▸ MATERIAL PROVIDED:
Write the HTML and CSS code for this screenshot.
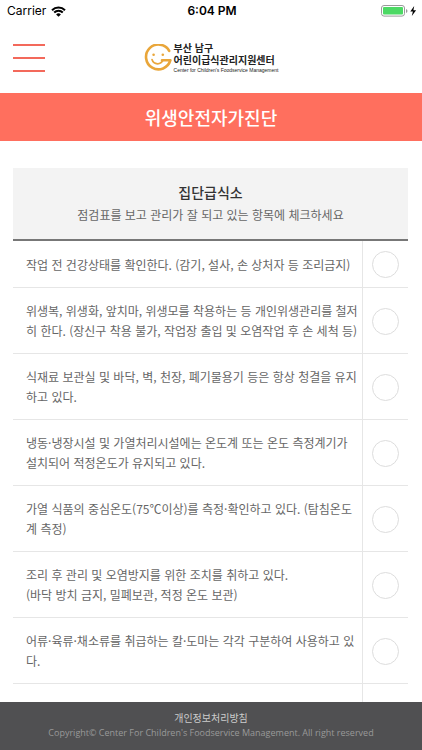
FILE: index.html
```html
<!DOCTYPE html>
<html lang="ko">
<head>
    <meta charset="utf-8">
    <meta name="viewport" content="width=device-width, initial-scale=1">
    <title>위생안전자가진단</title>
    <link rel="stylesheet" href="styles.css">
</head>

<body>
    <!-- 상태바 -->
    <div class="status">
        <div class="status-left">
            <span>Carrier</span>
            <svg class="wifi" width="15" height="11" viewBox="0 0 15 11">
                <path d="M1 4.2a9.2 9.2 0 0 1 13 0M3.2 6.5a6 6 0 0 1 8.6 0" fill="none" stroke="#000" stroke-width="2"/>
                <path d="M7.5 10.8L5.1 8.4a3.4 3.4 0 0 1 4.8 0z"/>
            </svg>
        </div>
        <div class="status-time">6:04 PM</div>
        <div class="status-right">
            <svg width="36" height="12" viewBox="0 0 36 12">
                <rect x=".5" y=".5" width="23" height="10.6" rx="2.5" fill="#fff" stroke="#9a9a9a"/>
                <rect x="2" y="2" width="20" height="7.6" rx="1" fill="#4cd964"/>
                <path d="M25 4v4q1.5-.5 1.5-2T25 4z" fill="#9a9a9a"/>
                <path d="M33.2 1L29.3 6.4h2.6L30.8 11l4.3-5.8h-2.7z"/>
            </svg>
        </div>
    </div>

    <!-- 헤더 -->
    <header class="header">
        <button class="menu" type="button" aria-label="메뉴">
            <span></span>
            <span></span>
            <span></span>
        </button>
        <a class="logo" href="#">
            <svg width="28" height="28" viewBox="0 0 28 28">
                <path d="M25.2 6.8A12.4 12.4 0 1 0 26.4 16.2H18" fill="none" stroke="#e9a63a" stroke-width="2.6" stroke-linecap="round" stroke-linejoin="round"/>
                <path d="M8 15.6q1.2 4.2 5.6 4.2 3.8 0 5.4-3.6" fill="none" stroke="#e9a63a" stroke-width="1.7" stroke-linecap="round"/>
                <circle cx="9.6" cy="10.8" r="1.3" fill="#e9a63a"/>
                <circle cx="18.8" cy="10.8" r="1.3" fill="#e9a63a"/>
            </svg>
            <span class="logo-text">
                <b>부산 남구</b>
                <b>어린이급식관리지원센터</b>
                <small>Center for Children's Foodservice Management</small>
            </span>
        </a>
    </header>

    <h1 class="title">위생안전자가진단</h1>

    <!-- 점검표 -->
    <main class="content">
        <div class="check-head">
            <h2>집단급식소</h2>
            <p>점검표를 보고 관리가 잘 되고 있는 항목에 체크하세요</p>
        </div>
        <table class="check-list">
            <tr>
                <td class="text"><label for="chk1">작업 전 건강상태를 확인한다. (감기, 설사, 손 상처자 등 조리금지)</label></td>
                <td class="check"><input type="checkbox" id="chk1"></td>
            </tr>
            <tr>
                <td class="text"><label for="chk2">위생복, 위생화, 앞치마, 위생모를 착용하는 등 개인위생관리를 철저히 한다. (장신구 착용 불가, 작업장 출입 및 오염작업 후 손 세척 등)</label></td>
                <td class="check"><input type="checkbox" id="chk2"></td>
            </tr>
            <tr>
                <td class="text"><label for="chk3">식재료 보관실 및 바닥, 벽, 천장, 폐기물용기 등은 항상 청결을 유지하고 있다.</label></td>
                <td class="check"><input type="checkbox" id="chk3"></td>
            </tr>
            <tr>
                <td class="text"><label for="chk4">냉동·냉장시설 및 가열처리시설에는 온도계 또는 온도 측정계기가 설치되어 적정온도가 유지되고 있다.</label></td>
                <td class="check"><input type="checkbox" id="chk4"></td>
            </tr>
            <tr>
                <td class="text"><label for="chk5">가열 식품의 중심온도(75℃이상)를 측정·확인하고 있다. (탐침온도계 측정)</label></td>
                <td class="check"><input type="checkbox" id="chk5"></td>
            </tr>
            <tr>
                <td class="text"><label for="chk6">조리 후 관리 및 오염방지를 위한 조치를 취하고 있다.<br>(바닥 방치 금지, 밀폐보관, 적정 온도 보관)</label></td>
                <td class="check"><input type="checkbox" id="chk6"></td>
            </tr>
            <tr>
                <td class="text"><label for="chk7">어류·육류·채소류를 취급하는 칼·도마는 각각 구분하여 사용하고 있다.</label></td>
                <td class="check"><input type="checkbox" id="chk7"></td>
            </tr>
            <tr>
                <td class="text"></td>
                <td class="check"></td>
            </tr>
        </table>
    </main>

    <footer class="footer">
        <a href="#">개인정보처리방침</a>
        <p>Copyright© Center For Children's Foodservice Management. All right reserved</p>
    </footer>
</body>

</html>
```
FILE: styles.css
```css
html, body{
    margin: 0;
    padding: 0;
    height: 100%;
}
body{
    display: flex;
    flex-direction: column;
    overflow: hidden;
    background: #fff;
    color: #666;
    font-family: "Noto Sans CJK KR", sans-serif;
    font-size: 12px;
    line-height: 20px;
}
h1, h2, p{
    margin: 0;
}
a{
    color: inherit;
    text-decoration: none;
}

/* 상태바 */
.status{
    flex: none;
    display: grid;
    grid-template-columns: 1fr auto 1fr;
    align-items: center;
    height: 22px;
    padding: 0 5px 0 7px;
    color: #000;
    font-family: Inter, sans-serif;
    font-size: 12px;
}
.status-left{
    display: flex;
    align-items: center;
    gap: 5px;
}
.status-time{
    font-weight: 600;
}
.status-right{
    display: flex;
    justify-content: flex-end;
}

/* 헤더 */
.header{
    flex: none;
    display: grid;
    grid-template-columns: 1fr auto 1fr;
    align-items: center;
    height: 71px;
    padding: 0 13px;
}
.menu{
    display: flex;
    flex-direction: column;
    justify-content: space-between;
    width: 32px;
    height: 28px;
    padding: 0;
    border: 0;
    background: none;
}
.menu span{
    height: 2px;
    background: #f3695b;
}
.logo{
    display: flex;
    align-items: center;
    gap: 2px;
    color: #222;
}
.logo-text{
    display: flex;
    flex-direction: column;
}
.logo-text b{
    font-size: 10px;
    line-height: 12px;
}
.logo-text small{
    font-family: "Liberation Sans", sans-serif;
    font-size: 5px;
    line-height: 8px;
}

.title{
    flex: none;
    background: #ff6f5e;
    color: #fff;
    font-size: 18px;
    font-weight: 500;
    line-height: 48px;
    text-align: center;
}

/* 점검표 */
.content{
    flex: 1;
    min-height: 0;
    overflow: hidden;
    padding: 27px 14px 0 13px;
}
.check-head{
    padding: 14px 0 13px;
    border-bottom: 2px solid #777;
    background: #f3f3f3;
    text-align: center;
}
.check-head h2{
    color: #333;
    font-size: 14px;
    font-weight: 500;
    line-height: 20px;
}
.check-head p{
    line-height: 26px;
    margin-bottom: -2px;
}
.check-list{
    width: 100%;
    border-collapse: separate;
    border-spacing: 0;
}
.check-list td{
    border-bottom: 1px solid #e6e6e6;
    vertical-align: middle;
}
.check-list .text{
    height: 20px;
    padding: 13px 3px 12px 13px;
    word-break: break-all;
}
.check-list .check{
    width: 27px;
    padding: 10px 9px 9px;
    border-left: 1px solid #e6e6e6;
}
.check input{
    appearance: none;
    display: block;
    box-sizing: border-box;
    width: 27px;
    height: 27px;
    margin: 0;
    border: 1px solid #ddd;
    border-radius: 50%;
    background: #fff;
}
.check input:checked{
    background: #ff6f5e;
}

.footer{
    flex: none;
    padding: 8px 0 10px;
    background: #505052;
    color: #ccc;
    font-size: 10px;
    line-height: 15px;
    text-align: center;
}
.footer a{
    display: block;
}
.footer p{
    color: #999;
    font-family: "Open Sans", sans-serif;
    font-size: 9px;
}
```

▸ TASK DIRECTIONS: Quote the data above in full, leaving out the pictures it holds.

▸ FINISHED EXERCISE:
Write the HTML and CSS code for this screenshot.
FILE: index.html
```html
<!DOCTYPE html>
<html lang="ko">
<head>
    <meta charset="utf-8">
    <meta name="viewport" content="width=device-width, initial-scale=1">
    <title>위생안전자가진단</title>
    <link rel="stylesheet" href="styles.css">
</head>

<body>
    <!-- 상태바 -->
    <div class="status">
        <div class="status-left">
            <span>Carrier</span>
            <svg class="wifi" width="15" height="11" viewBox="0 0 15 11">
                <path d="M1 4.2a9.2 9.2 0 0 1 13 0M3.2 6.5a6 6 0 0 1 8.6 0" fill="none" stroke="#000" stroke-width="2"/>
                <path d="M7.5 10.8L5.1 8.4a3.4 3.4 0 0 1 4.8 0z"/>
            </svg>
        </div>
        <div class="status-time">6:04 PM</div>
        <div class="status-right">
            <svg width="36" height="12" viewBox="0 0 36 12">
                <rect x=".5" y=".5" width="23" height="10.6" rx="2.5" fill="#fff" stroke="#9a9a9a"/>
                <rect x="2" y="2" width="20" height="7.6" rx="1" fill="#4cd964"/>
                <path d="M25 4v4q1.5-.5 1.5-2T25 4z" fill="#9a9a9a"/>
                <path d="M33.2 1L29.3 6.4h2.6L30.8 11l4.3-5.8h-2.7z"/>
            </svg>
        </div>
    </div>

    <!-- 헤더 -->
    <header class="header">
        <button class="menu" type="button" aria-label="메뉴">
            <span></span>
            <span></span>
            <span></span>
        </button>
        <a class="logo" href="#">
            <svg width="28" height="28" viewBox="0 0 28 28">
                <path d="M25.2 6.8A12.4 12.4 0 1 0 26.4 16.2H18" fill="none" stroke="#e9a63a" stroke-width="2.6" stroke-linecap="round" stroke-linejoin="round"/>
                <path d="M8 15.6q1.2 4.2 5.6 4.2 3.8 0 5.4-3.6" fill="none" stroke="#e9a63a" stroke-width="1.7" stroke-linecap="round"/>
                <circle cx="9.6" cy="10.8" r="1.3" fill="#e9a63a"/>
                <circle cx="18.8" cy="10.8" r="1.3" fill="#e9a63a"/>
            </svg>
            <span class="logo-text">
                <b>부산 남구</b>
                <b>어린이급식관리지원센터</b>
                <small>Center for Children's Foodservice Management</small>
            </span>
        </a>
    </header>

    <h1 class="title">위생안전자가진단</h1>

    <!-- 점검표 -->
    <main class="content">
        <div class="check-head">
            <h2>집단급식소</h2>
            <p>점검표를 보고 관리가 잘 되고 있는 항목에 체크하세요</p>
        </div>
        <table class="check-list">
            <tr>
                <td class="text"><label for="chk1">작업 전 건강상태를 확인한다. (감기, 설사, 손 상처자 등 조리금지)</label></td>
                <td class="check"><input type="checkbox" id="chk1"></td>
            </tr>
            <tr>
                <td class="text"><label for="chk2">위생복, 위생화, 앞치마, 위생모를 착용하는 등 개인위생관리를 철저히 한다. (장신구 착용 불가, 작업장 출입 및 오염작업 후 손 세척 등)</label></td>
                <td class="check"><input type="checkbox" id="chk2"></td>
            </tr>
            <tr>
                <td class="text"><label for="chk3">식재료 보관실 및 바닥, 벽, 천장, 폐기물용기 등은 항상 청결을 유지하고 있다.</label></td>
                <td class="check"><input type="checkbox" id="chk3"></td>
            </tr>
            <tr>
                <td class="text"><label for="chk4">냉동·냉장시설 및 가열처리시설에는 온도계 또는 온도 측정계기가 설치되어 적정온도가 유지되고 있다.</label></td>
                <td class="check"><input type="checkbox" id="chk4"></td>
            </tr>
            <tr>
                <td class="text"><label for="chk5">가열 식품의 중심온도(75℃이상)를 측정·확인하고 있다. (탐침온도계 측정)</label></td>
                <td class="check"><input type="checkbox" id="chk5"></td>
            </tr>
            <tr>
                <td class="text"><label for="chk6">조리 후 관리 및 오염방지를 위한 조치를 취하고 있다.<br>(바닥 방치 금지, 밀폐보관, 적정 온도 보관)</label></td>
                <td class="check"><input type="checkbox" id="chk6"></td>
            </tr>
            <tr>
                <td class="text"><label for="chk7">어류·육류·채소류를 취급하는 칼·도마는 각각 구분하여 사용하고 있다.</label></td>
                <td class="check"><input type="checkbox" id="chk7"></td>
            </tr>
            <tr>
                <td class="text"></td>
                <td class="check"></td>
            </tr>
        </table>
    </main>

    <footer class="footer">
        <a href="#">개인정보처리방침</a>
        <p>Copyright© Center For Children's Foodservice Management. All right reserved</p>
    </footer>
</body>

</html>
```
FILE: styles.css
```css
html, body{
    margin: 0;
    padding: 0;
    height: 100%;
}
body{
    display: flex;
    flex-direction: column;
    overflow: hidden;
    background: #fff;
    color: #666;
    font-family: "Noto Sans CJK KR", sans-serif;
    font-size: 12px;
    line-height: 20px;
}
h1, h2, p{
    margin: 0;
}
a{
    color: inherit;
    text-decoration: none;
}

/* 상태바 */
.status{
    flex: none;
    display: grid;
    grid-template-columns: 1fr auto 1fr;
    align-items: center;
    height: 22px;
    padding: 0 5px 0 7px;
    color: #000;
    font-family: Inter, sans-serif;
    font-size: 12px;
}
.status-left{
    display: flex;
    align-items: center;
    gap: 5px;
}
.status-time{
    font-weight: 600;
}
.status-right{
    display: flex;
    justify-content: flex-end;
}

/* 헤더 */
.header{
    flex: none;
    display: grid;
    grid-template-columns: 1fr auto 1fr;
    align-items: center;
    height: 71px;
    padding: 0 13px;
}
.menu{
    display: flex;
    flex-direction: column;
    justify-content: space-between;
    width: 32px;
    height: 28px;
    padding: 0;
    border: 0;
    background: none;
}
.menu span{
    height: 2px;
    background: #f3695b;
}
.logo{
    display: flex;
    align-items: center;
    gap: 2px;
    color: #222;
}
.logo-text{
    display: flex;
    flex-direction: column;
}
.logo-text b{
    font-size: 10px;
    line-height: 12px;
}
.logo-text small{
    font-family: "Liberation Sans", sans-serif;
    font-size: 5px;
    line-height: 8px;
}

.title{
    flex: none;
    background: #ff6f5e;
    color: #fff;
    font-size: 18px;
    font-weight: 500;
    line-height: 48px;
    text-align: center;
}

/* 점검표 */
.content{
    flex: 1;
    min-height: 0;
    overflow: hidden;
    padding: 27px 14px 0 13px;
}
.check-head{
    padding: 14px 0 13px;
    border-bottom: 2px solid #777;
    background: #f3f3f3;
    text-align: center;
}
.check-head h2{
    color: #333;
    font-size: 14px;
    font-weight: 500;
    line-height: 20px;
}
.check-head p{
    line-height: 26px;
    margin-bottom: -2px;
}
.check-list{
    width: 100%;
    border-collapse: separate;
    border-spacing: 0;
}
.check-list td{
    border-bottom: 1px solid #e6e6e6;
    vertical-align: middle;
}
.check-list .text{
    height: 20px;
    padding: 13px 3px 12px 13px;
    word-break: break-all;
}
.check-list .check{
    width: 27px;
    padding: 10px 9px 9px;
    border-left: 1px solid #e6e6e6;
}
.check input{
    appearance: none;
    display: block;
    box-sizing: border-box;
    width: 27px;
    height: 27px;
    margin: 0;
    border: 1px solid #ddd;
    border-radius: 50%;
    background: #fff;
}
.check input:checked{
    background: #ff6f5e;
}

.footer{
    flex: none;
    padding: 8px 0 10px;
    background: #505052;
    color: #ccc;
    font-size: 10px;
    line-height: 15px;
    text-align: center;
}
.footer a{
    display: block;
}
.footer p{
    color: #999;
    font-family: "Open Sans", sans-serif;
    font-size: 9px;
}
```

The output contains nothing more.